Can you print the data exactly and leave out each image?

====

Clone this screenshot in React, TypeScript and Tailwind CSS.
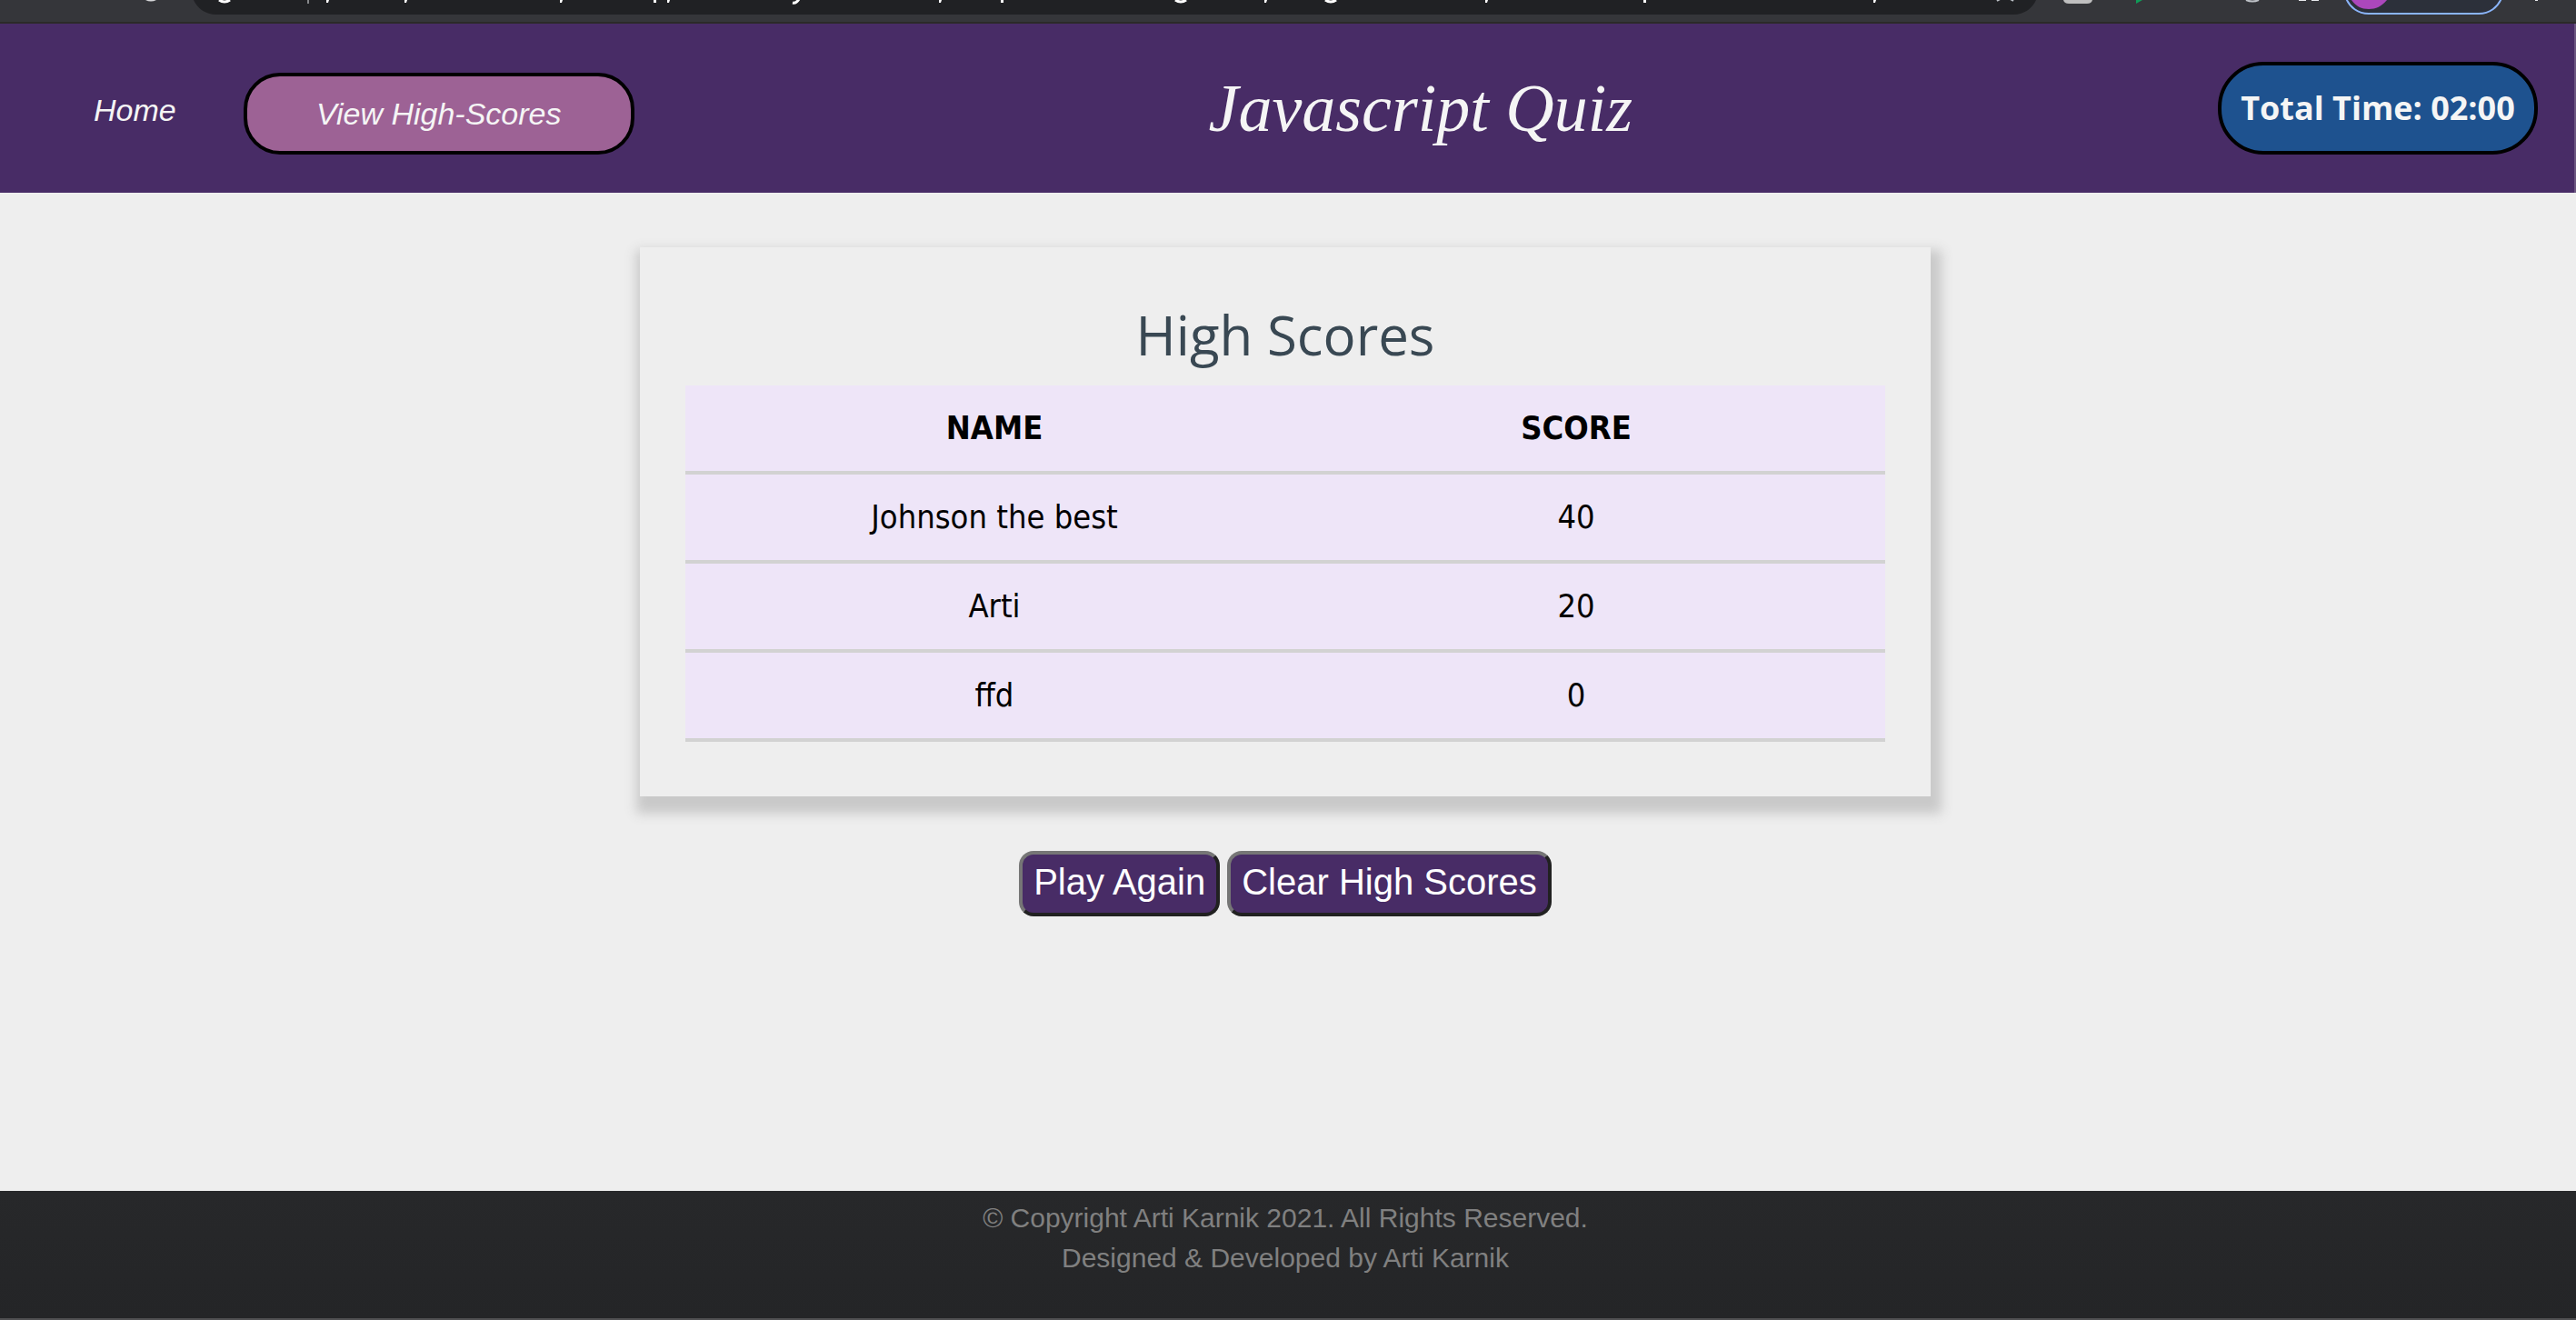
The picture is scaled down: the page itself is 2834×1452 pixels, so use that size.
const scores = [
  { name: "Johnson the best", score: 40 },
  { name: "Arti", score: 20 },
  { name: "ffd", score: 0 },
];

const strokes = [359, 445, 616, 734, 1033, 1391, 1634, 2061];
const stems = [719, 1101, 1808];
const bowls = [247, 1299, 1464];

function BrowserBar() {
  return (
    <div className="flex h-[26px] items-start overflow-hidden border-b-2 border-[#2b2a29] bg-[#35363a]">
      <svg className="h-6 w-[2834px] shrink-0" viewBox="0 0 2834 24" aria-hidden="true">
        <path d="M160 0 Q166 3 172 0Z" fill="#d5d6d8" />
        <path d="M213 0 C217 9 226 16 238 16 H2215 C2227 16 2236 9 2240 0Z" fill="#202124" />
        <rect x="338" y="0" width="2" height="4" fill="#85878a" />
        {strokes.map((x) => (
          <path key={x} d={`M${x} 0 h3 l-1 3 h-2Z`} fill="#fff" />
        ))}
        {stems.map((x) => (
          <rect key={x} x={x} y="0" width="3" height="3" fill="#fff" />
        ))}
        {bowls.map((x) => (
          <path key={x} d={`M${x - 6} 0 q6 4 12 0`} stroke="#fff" strokeWidth="3" fill="none" />
        ))}
        <path d="M872 3 q4 1 7 -4" stroke="#fff" strokeWidth="3" fill="none" />
        <path d="M2197 1 l5 -3 M2210 -2 l5 3" stroke="#bdc1c6" strokeWidth="2" fill="none" />
        <path d="M2270 0 h32 q-1 4 -6 4 h-20 q-5 0 -6 -4Z" fill="#bfbfbf" />
        <path d="M2350 0 h7 l-7 4Z" fill="#0f9d58" />
        <path d="M2471 0 q7 3 14 0" stroke="#bdc1c6" strokeWidth="2" fill="none" />
        <path d="M2529 0 h8 M2543 0 h8" stroke="#e8eaed" strokeWidth="2" />
        <path
          d="M2581 -2 C2585 8 2594 15 2606 15 H2727 C2739 15 2748 8 2752 -2"
          fill="#2c303a"
          stroke="#8ab4f8"
          strokeWidth="2"
        />
        <path d="M2587 0 C2592 7 2598 10 2606 10 S2620 7 2626 0Z" fill="#ab47bc" />
        <rect x="2789" y="0" width="3" height="1" fill="#e8eaed" />
      </svg>
    </div>
  );
}

function Header() {
  return (
    <header className="flex h-[186px] items-center justify-between border-r-2 border-[#6b5580] bg-[#482c66] pr-[40px] pl-[103px] text-[#f5f5f5]">
      <nav className="flex items-center gap-[74px] pt-3 text-[34px] leading-[46px] italic">
        <a href="#home" className="pb-2">Home</a>
        <a
          href="#scores"
          className="flex h-[90px] w-[430px] items-center justify-center rounded-[40px] border-4 border-black bg-[#9d6295]"
        >
          View High-Scores
        </a>
      </nav>
      <h1 className="pr-3 font-['Liberation_Serif',serif] text-[74px] leading-[80px] italic">Javascript Quiz</h1>
      <div className="flex h-[102px] w-[352px] items-center justify-center rounded-[50px] border-4 border-black bg-[#1e528f] font-['Open_Sans',sans-serif] text-[36px] font-bold">
        Total Time: 02:00
      </div>
    </header>
  );
}

const actionButton =
  "h-[72px] rounded-[16px] border-4 border-t-[#767676] border-r-[#212121] border-b-[#212121] border-l-[#767676] bg-[#482c66] px-3 pb-1 text-[40px] leading-[60px] text-white";

export default function App() {
  return (
    <div className="flex min-h-screen flex-col bg-[#eeeeee] font-['Liberation_Sans',sans-serif]">
      <BrowserBar />
      <Header />
      <main className="flex flex-1 flex-col items-center pt-[60px] pr-[6px]">
        <section className="w-full max-w-[1420px] bg-[#eeeeee] px-[50px] pt-[56px] pb-[60px] shadow-[4px_11px_12px_8px_#c9c9c9]">
          <h2 className="pb-4 text-center font-['Open_Sans',sans-serif] text-[60px] leading-[80px] font-medium text-[#394853]">
            High Scores
          </h2>
          <table className="w-full table-fixed bg-[#eee5f8] text-center font-['DejaVu_Sans_Condensed','DejaVu_Sans',sans-serif] text-[36px] leading-[54px] text-black">
            <thead>
              <tr className="border-b-4 border-[#d2d2d2]">
                <th scope="col" className="w-[680px] py-5">NAME</th>
                <th scope="col" className="py-5 pr-[40px]">SCORE</th>
              </tr>
            </thead>
            <tbody>
              {scores.map((row) => (
                <tr key={row.name} className="border-b-4 border-[#d2d2d2]">
                  <td className="py-5">{row.name}</td>
                  <td className="py-5 pr-[40px]">{row.score}</td>
                </tr>
              ))}
            </tbody>
          </table>
        </section>
        <div className="flex gap-2 pt-[60px]">
          <button type="button" className={actionButton}>Play Again</button>
          <button type="button" className={actionButton}>Clear High Scores</button>
        </div>
      </main>
      <footer className="h-[142px] border-b-2 border-[#505052] bg-linear-to-b from-[#27282a] to-[#242527] pt-2 pr-[6px] text-center text-[30px] leading-[44px] text-[#808080]">
        <p>© Copyright Arti Karnik 2021. All Rights Reserved.</p>
        <p>Designed &amp; Developed by Arti Karnik</p>
      </footer>
    </div>
  );
}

====

*Task result:*
Clone this screenshot in React, TypeScript and Tailwind CSS.
The picture is scaled down: the page itself is 2834×1452 pixels, so use that size.
const scores = [
  { name: "Johnson the best", score: 40 },
  { name: "Arti", score: 20 },
  { name: "ffd", score: 0 },
];

const strokes = [359, 445, 616, 734, 1033, 1391, 1634, 2061];
const stems = [719, 1101, 1808];
const bowls = [247, 1299, 1464];

function BrowserBar() {
  return (
    <div className="flex h-[26px] items-start overflow-hidden border-b-2 border-[#2b2a29] bg-[#35363a]">
      <svg className="h-6 w-[2834px] shrink-0" viewBox="0 0 2834 24" aria-hidden="true">
        <path d="M160 0 Q166 3 172 0Z" fill="#d5d6d8" />
        <path d="M213 0 C217 9 226 16 238 16 H2215 C2227 16 2236 9 2240 0Z" fill="#202124" />
        <rect x="338" y="0" width="2" height="4" fill="#85878a" />
        {strokes.map((x) => (
          <path key={x} d={`M${x} 0 h3 l-1 3 h-2Z`} fill="#fff" />
        ))}
        {stems.map((x) => (
          <rect key={x} x={x} y="0" width="3" height="3" fill="#fff" />
        ))}
        {bowls.map((x) => (
          <path key={x} d={`M${x - 6} 0 q6 4 12 0`} stroke="#fff" strokeWidth="3" fill="none" />
        ))}
        <path d="M872 3 q4 1 7 -4" stroke="#fff" strokeWidth="3" fill="none" />
        <path d="M2197 1 l5 -3 M2210 -2 l5 3" stroke="#bdc1c6" strokeWidth="2" fill="none" />
        <path d="M2270 0 h32 q-1 4 -6 4 h-20 q-5 0 -6 -4Z" fill="#bfbfbf" />
        <path d="M2350 0 h7 l-7 4Z" fill="#0f9d58" />
        <path d="M2471 0 q7 3 14 0" stroke="#bdc1c6" strokeWidth="2" fill="none" />
        <path d="M2529 0 h8 M2543 0 h8" stroke="#e8eaed" strokeWidth="2" />
        <path
          d="M2581 -2 C2585 8 2594 15 2606 15 H2727 C2739 15 2748 8 2752 -2"
          fill="#2c303a"
          stroke="#8ab4f8"
          strokeWidth="2"
        />
        <path d="M2587 0 C2592 7 2598 10 2606 10 S2620 7 2626 0Z" fill="#ab47bc" />
        <rect x="2789" y="0" width="3" height="1" fill="#e8eaed" />
      </svg>
    </div>
  );
}

function Header() {
  return (
    <header className="flex h-[186px] items-center justify-between border-r-2 border-[#6b5580] bg-[#482c66] pr-[40px] pl-[103px] text-[#f5f5f5]">
      <nav className="flex items-center gap-[74px] pt-3 text-[34px] leading-[46px] italic">
        <a href="#home" className="pb-2">Home</a>
        <a
          href="#scores"
          className="flex h-[90px] w-[430px] items-center justify-center rounded-[40px] border-4 border-black bg-[#9d6295]"
        >
          View High-Scores
        </a>
      </nav>
      <h1 className="pr-3 font-['Liberation_Serif',serif] text-[74px] leading-[80px] italic">Javascript Quiz</h1>
      <div className="flex h-[102px] w-[352px] items-center justify-center rounded-[50px] border-4 border-black bg-[#1e528f] font-['Open_Sans',sans-serif] text-[36px] font-bold">
        Total Time: 02:00
      </div>
    </header>
  );
}

const actionButton =
  "h-[72px] rounded-[16px] border-4 border-t-[#767676] border-r-[#212121] border-b-[#212121] border-l-[#767676] bg-[#482c66] px-3 pb-1 text-[40px] leading-[60px] text-white";

export default function App() {
  return (
    <div className="flex min-h-screen flex-col bg-[#eeeeee] font-['Liberation_Sans',sans-serif]">
      <BrowserBar />
      <Header />
      <main className="flex flex-1 flex-col items-center pt-[60px] pr-[6px]">
        <section className="w-full max-w-[1420px] bg-[#eeeeee] px-[50px] pt-[56px] pb-[60px] shadow-[4px_11px_12px_8px_#c9c9c9]">
          <h2 className="pb-4 text-center font-['Open_Sans',sans-serif] text-[60px] leading-[80px] font-medium text-[#394853]">
            High Scores
          </h2>
          <table className="w-full table-fixed bg-[#eee5f8] text-center font-['DejaVu_Sans_Condensed','DejaVu_Sans',sans-serif] text-[36px] leading-[54px] text-black">
            <thead>
              <tr className="border-b-4 border-[#d2d2d2]">
                <th scope="col" className="w-[680px] py-5">NAME</th>
                <th scope="col" className="py-5 pr-[40px]">SCORE</th>
              </tr>
            </thead>
            <tbody>
              {scores.map((row) => (
                <tr key={row.name} className="border-b-4 border-[#d2d2d2]">
                  <td className="py-5">{row.name}</td>
                  <td className="py-5 pr-[40px]">{row.score}</td>
                </tr>
              ))}
            </tbody>
          </table>
        </section>
        <div className="flex gap-2 pt-[60px]">
          <button type="button" className={actionButton}>Play Again</button>
          <button type="button" className={actionButton}>Clear High Scores</button>
        </div>
      </main>
      <footer className="h-[142px] border-b-2 border-[#505052] bg-linear-to-b from-[#27282a] to-[#242527] pt-2 pr-[6px] text-center text-[30px] leading-[44px] text-[#808080]">
        <p>© Copyright Arti Karnik 2021. All Rights Reserved.</p>
        <p>Designed &amp; Developed by Arti Karnik</p>
      </footer>
    </div>
  );
}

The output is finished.